Ante todo, se conoce por islas paradisíacas a esas constelaciones de archipiélagos diseminados por el pacífico, que refulgen con la brillantez capaz de alimentar los sueños y evocar la posibilidad de una vida paralela de mayor plenitud, a la que, dando un portazo a la insatisfacción cotidiana, se podría acceder. Durante los dos últimos siglos han constituido la dorada alternativa de aquellos que decidían, por unas u otras razones, apearse del mundo y abrordar ese tranvía llamado esperanza que presumiblemente conduce hasta tales remotos paraísos a los tránsfugas de nuestra civilización. Se retiraban a ellas aquellos a quienes la sombra de la derrota les obligaba a tirar la toalla ,también a los que el hastío de una vida desperdiciada les empujaba a tomar el camino de en medio, como Gaugin, o a los que el lastre de la enfermedad les hacía declinar de esa lucha sin cuartel que reta constantemente al individuo sano, como fue el caso de R.L.Stevenson o, más recientemente, Jacques Brel.
Soñar con esa vida cotingente en la Polinesia, experimentando las virtudes de una existencia mas elemental bajo la sombra de los cocoteros, es una invitación para el hombre asfáltico, repleta de tentaciones. Difumina un tanto el arrebatador encanto, el que tales enclaves se hallen ya profanados por los tour operadores de los cinco continentes y se nos sirva tan selecto manjar en la misma bandeja de los destinos trillados, como Benidorm o Canet de mar. Por una cantidad bastante módica para una ecomomía medianamente situada, se puede abordar las dilatadas horas de vuelo que nos separan de las Marquesas, las Sociedad o la Fidji. Edenes que deben haber perdido su virginidad bajo el peso aplastante de las civilizaciones de oriente y occidente que los constriñen y hoy deben brindarnos seguramente un pálido remedo de los feraces vergeles que Cook descubrió, anegados por todos los usos bastardos de la civilización y la inmediatez de las comunicaciones.

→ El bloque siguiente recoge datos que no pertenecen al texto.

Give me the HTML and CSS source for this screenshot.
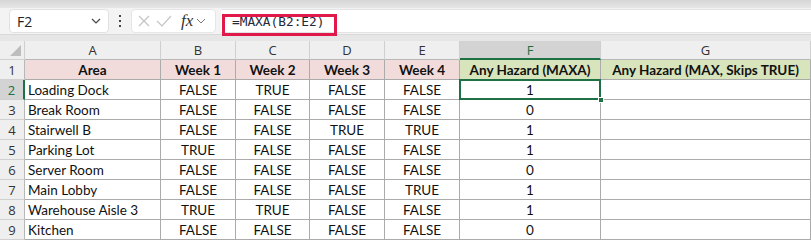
FILE: index.html
```html
<!DOCTYPE html>
<html lang="en">

<head>
	<meta charset="UTF-8">
	<title>MAXA</title>
	<link rel="stylesheet" href="styles.css">
</head>

<body>
	<div class="top-strip"></div>

	<div class="formula-bar">
		<div class="name-box">
			<span>F2</span>
			<svg class="chevron" width="10" height="6" viewBox="0 0 10 6"><path d="M1 1 L5 5 L9 1" fill="none" stroke="#444" stroke-width="1.2"/></svg>
		</div>
		<div class="dots"><i></i><i></i><i></i></div>
		<div class="fx-box">
			<svg width="12" height="12" viewBox="0 0 12 12"><path d="M1 1 L11 11 M11 1 L1 11" stroke="#c4c4c4" stroke-width="1.2"/></svg>
			<svg width="16" height="13" viewBox="0 0 16 13"><path d="M1 6 L6 11 L15 1" fill="none" stroke="#c4c4c4" stroke-width="1.2"/></svg>
			<span class="fx">fx</span>
			<svg width="10" height="6" viewBox="0 0 10 6"><path d="M1 1 L5 5 L9 1" fill="none" stroke="#777" stroke-width="1"/></svg>
		</div>
		<div class="formula-input">
			<span class="formula">=MAXA(B2:E2)</span>
			<div class="highlight"></div>
		</div>
	</div>

	<div class="gap"></div>

	<div class="sheet">
		<div class="corner"></div>
		<div class="col-head">A</div>
		<div class="col-head">B</div>
		<div class="col-head">C</div>
		<div class="col-head">D</div>
		<div class="col-head">E</div>
		<div class="col-head active">F</div>
		<div class="col-head">G</div>

		<div class="row-head">1</div>
		<div class="cell title pink">Area</div>
		<div class="cell title pink">Week 1</div>
		<div class="cell title pink">Week 2</div>
		<div class="cell title pink">Week 3</div>
		<div class="cell title pink">Week 4</div>
		<div class="cell title green">Any Hazard (MAXA)</div>
		<div class="cell title green">Any Hazard (MAX, Skips TRUE)</div>

		<div class="row-head active">2</div>
		<div class="cell left">Loading Dock</div>
		<div class="cell">FALSE</div>
		<div class="cell">TRUE</div>
		<div class="cell">FALSE</div>
		<div class="cell">FALSE</div>
		<div class="cell selected">1<div class="handle"></div></div>
		<div class="cell"></div>

		<div class="row-head">3</div>
		<div class="cell left">Break Room</div>
		<div class="cell">FALSE</div>
		<div class="cell">FALSE</div>
		<div class="cell">FALSE</div>
		<div class="cell">FALSE</div>
		<div class="cell">0</div>
		<div class="cell"></div>

		<div class="row-head">4</div>
		<div class="cell left">Stairwell B</div>
		<div class="cell">FALSE</div>
		<div class="cell">FALSE</div>
		<div class="cell">TRUE</div>
		<div class="cell">TRUE</div>
		<div class="cell">1</div>
		<div class="cell"></div>

		<div class="row-head">5</div>
		<div class="cell left">Parking Lot</div>
		<div class="cell">TRUE</div>
		<div class="cell">FALSE</div>
		<div class="cell">FALSE</div>
		<div class="cell">FALSE</div>
		<div class="cell">1</div>
		<div class="cell"></div>

		<div class="row-head">6</div>
		<div class="cell left">Server Room</div>
		<div class="cell">FALSE</div>
		<div class="cell">FALSE</div>
		<div class="cell">FALSE</div>
		<div class="cell">FALSE</div>
		<div class="cell">0</div>
		<div class="cell"></div>

		<div class="row-head">7</div>
		<div class="cell left">Main Lobby</div>
		<div class="cell">FALSE</div>
		<div class="cell">FALSE</div>
		<div class="cell">FALSE</div>
		<div class="cell">TRUE</div>
		<div class="cell">1</div>
		<div class="cell"></div>

		<div class="row-head">8</div>
		<div class="cell left">Warehouse Aisle 3</div>
		<div class="cell">TRUE</div>
		<div class="cell">TRUE</div>
		<div class="cell">FALSE</div>
		<div class="cell">FALSE</div>
		<div class="cell">1</div>
		<div class="cell"></div>

		<div class="row-head">9</div>
		<div class="cell left">Kitchen</div>
		<div class="cell">FALSE</div>
		<div class="cell">FALSE</div>
		<div class="cell">FALSE</div>
		<div class="cell">FALSE</div>
		<div class="cell">0</div>
		<div class="cell"></div>
	</div>
</body>

</html>
```

FILE: styles.css
```css
*,
*:before,
*:after {
	box-sizing: border-box;
}

body {
	margin: 0;
	padding: 0;
	width: 811px;
	height: 242px;
	overflow: hidden;
	font-family: Lato, "Open Sans", sans-serif;
	font-size: 13.5px;
	color: #111;
	background-color: #fff;
}

.top-strip {
	height: 8px;
	background: linear-gradient(#d6d6d6, #e6e6e6);
}

.formula-bar {
	height: 26px;
	display: flex;
	align-items: stretch;
	background-color: #f3f3f3;
	padding: 1px 0 1px 9px;
}

.name-box {
	width: 100px;
	display: flex;
	align-items: center;
	justify-content: space-between;
	padding: 0 7px 0 7px;
	background-color: #fff;
	border: 1px solid #e1e1e1;
	border-radius: 4px;
	font-family: "Segoe UI", "Open Sans", sans-serif;
	font-size: 14px;
	color: #222;
}

.dots {
	width: 22px;
	display: flex;
	flex-direction: column;
	align-items: center;
	justify-content: center;
	gap: 3px;
}

.dots i {
	width: 2px;
	height: 2px;
	background-color: #444;
}

.fx-box {
	width: 85px;
	display: flex;
	align-items: center;
	gap: 6px;
	padding-left: 6px;
	background-color: #fff;
	border: 1px solid #e6e6e6;
	border-radius: 4px;
}

.fx-box .fx {
	font-family: "Liberation Serif", serif;
	font-style: italic;
	font-size: 17px;
	color: #333;
	margin-left: 3px;
	margin-right: -3px;
}

.formula-input {
	flex: 1;
	margin-left: 5px;
	position: relative;
	display: flex;
	align-items: center;
	padding-left: 11px;
	background-color: #fff;
	border-top: 1px solid #e3e3e3;
	border-bottom: 1px solid #e3e3e3;
}

.formula {
	font-family: "DejaVu Sans Mono", monospace;
	font-size: 12.8px;
	color: #1f2a3c;
	padding-top: 1px;
}

.highlight {
	position: absolute;
	left: 1px;
	top: 4px;
	width: 115px;
	height: 22px;
	border: 3px solid #e0194a;
}

.gap {
	height: 7px;
	background-color: #e6e6e6;
	border-top: 1px solid #d9d9d9;
}

.sheet {
	display: grid;
	grid-template-columns: 25px 136px 75px 74px 75px 75px 141px 210px;
	grid-auto-rows: 20px;
	grid-template-rows: 19px;
}

.corner {
	background-color: #efefef;
	border-right: 1px solid #d0d0d0;
	border-bottom: 1px solid #d0d0d0;
	position: relative;
}

.corner:after {
	content: "";
	position: absolute;
	right: 3px;
	bottom: 3px;
	border-left: 11px solid transparent;
	border-bottom: 11px solid #bdbdbd;
}

.col-head {
	display: flex;
	align-items: center;
	justify-content: center;
	background-color: #efefef;
	border-right: 1px solid #d0d0d0;
	border-bottom: 1px solid #b8b8b8;
	font-family: "Segoe UI", "Open Sans", sans-serif;
	font-size: 13px;
	color: #333;
}

.col-head.active {
	background-color: #d3d3d3;
	color: #1e6e42;
	border-bottom: 2px solid #1e7145;
}

.row-head {
	display: flex;
	align-items: center;
	justify-content: center;
	background-color: #efefef;
	border-right: 1px solid #b8b8b8;
	border-bottom: 1px solid #d0d0d0;
	font-family: "Segoe UI", "Open Sans", sans-serif;
	font-size: 13px;
	color: #333;
}

.row-head.active {
	background-color: #d3d3d3;
	color: #1e6e42;
	border-right: 2px solid #1e7145;
}

.cell {
	display: flex;
	align-items: center;
	justify-content: center;
	border-right: 1px solid #ababab;
	border-bottom: 1px solid #ababab;
	padding: 0 3px;
	white-space: nowrap;
	overflow: visible;
}

.cell.left {
	justify-content: flex-start;
}

.cell.title {
	font-weight: bold;
}

.cell.pink {
	background-color: #f2dcdb;
}

.cell.green {
	background-color: #d8e4bc;
}

.cell.selected {
	position: relative;
}

.cell.selected:before {
	content: "";
	position: absolute;
	left: -1px;
	top: -1px;
	right: -1px;
	bottom: -1px;
	border: 2px solid #1e7145;
}

.handle {
	position: absolute;
	right: -4px;
	bottom: -4px;
	width: 6px;
	height: 6px;
	background-color: #1e7145;
	border: 1px solid #fff;
	z-index: 1;
}
```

Convengo en que dar el portazo e irse, puede resultar una decisión equivocada, un síntoma de decadencia para quien comprende quizá que la vida encuentra su mayor virtud en el desempeño de esa lucha sin cuartel en ella implicita; pero son muchas la razones por las que el corazón anhela la frecuentación de tales parajes incontaminados, el contacto con el aire límpido de esas radas esmeraldas entre arrecifes de coral, coronadas de cumbres volcánicas y ceñidas de un deslumbrador cinturon de naturaleza lujuriante. Porque buscar el plácido beneficio de tales islas, es buscar ese remanso incorruptible en nuestro propio corazón, reconocer la existencia de un cielo posible en esta tierra. Por eso, acaso, el buen Stevenson recaló en Samoa hasta exhalar su último aliento,aguardando desde una atalaya, con la vista puesta en el inquietante disco del mar, el despertar eterno, portador de esos paisajes impresos en lo más íntimo de sí mismo, en su universo literario. Y por eso nosotros, nos conformamos hoy con releer las pintorescas peripecias descritas en sus míticas islas, codo con codo con Jim Hawkins y John Silver el largo, impacientes del día en que podramos emprender ese viaje, no de huida sino de búsqueda, transformador y decisivo.